Mike Linksvayer April 26, 2005 at 12:30 am

‘Keynes did not teach us how to perform the “miracle … of turning a stone into bread,” but the not at all miraculous procedure of eating the seed corn.’

Very nice conclusion to an informative article.

But didn’t Keynes in theory want to store additional feed corn during fat times and eat seed corn during lean times? Of course the former is alost never practiced by governments. And note that all of the corn used by governments to implement these policies is stolen. (Individuals and voluntary organizations didn’t need Keynes to invent common sense saving and spending patterns.)

champu June 20, 2005 at 4:29 pm

smith was wrong and keynes was right. go and ask any unemployed about the assumption of voluntary unemployment. there is nothing called voluntary unemployment.

Paul Edwards June 20, 2005 at 5:36 pm

Yes: “But didn’t Keynes in theory want to store additional feed corn during fat times and eat seed corn during lean times?” That was the icing on the cake. Keynes provided a beautiful “scientific” argument for government fiscal and monetary intervention (void of any actual science, of course). But the pretext wouldn’t be complete without arguing that in good times, money should be with-held by the government. I’m guessing he realized that governments would pay more attention to the spending side of his writings than the other. But it worked out well for him and the governments just the same.

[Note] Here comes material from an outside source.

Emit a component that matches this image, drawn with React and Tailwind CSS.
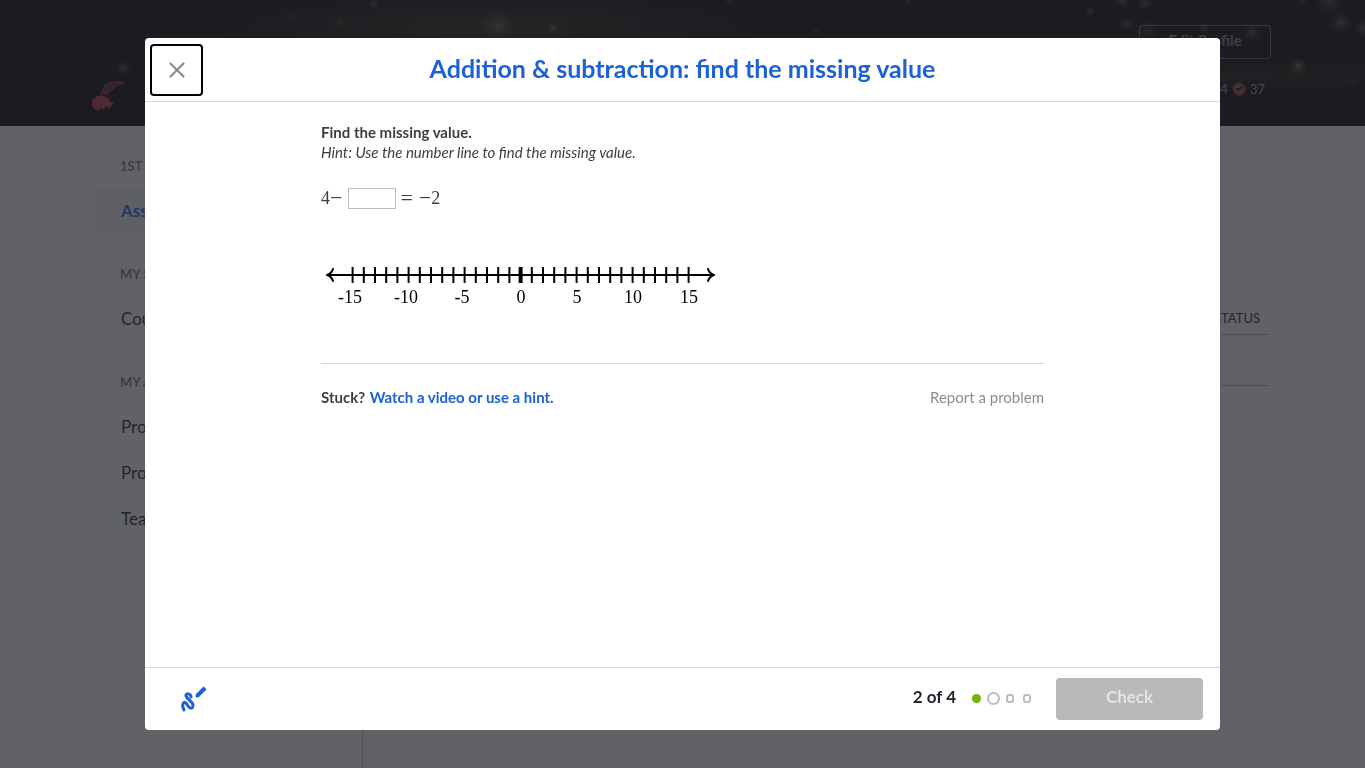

Paul Edwards June 20, 2005 at 5:57 pm

Bill: By mentioning “dope sellers, the tax cheats, and the politicians” together like this, are you insinuating that dope sellers and tax cheats are criminals?

Ryan Fuller June 20, 2005 at 9:51 pm

“smith was wrong and keynes was right. go and ask any unemployed about the assumption of voluntary unemployment. there is nothing called voluntary unemployment.”

That’s just wrong. People quit their jobs to go back to school, to raise children, or to devote all of their time to pursue better jobs, among other reasons.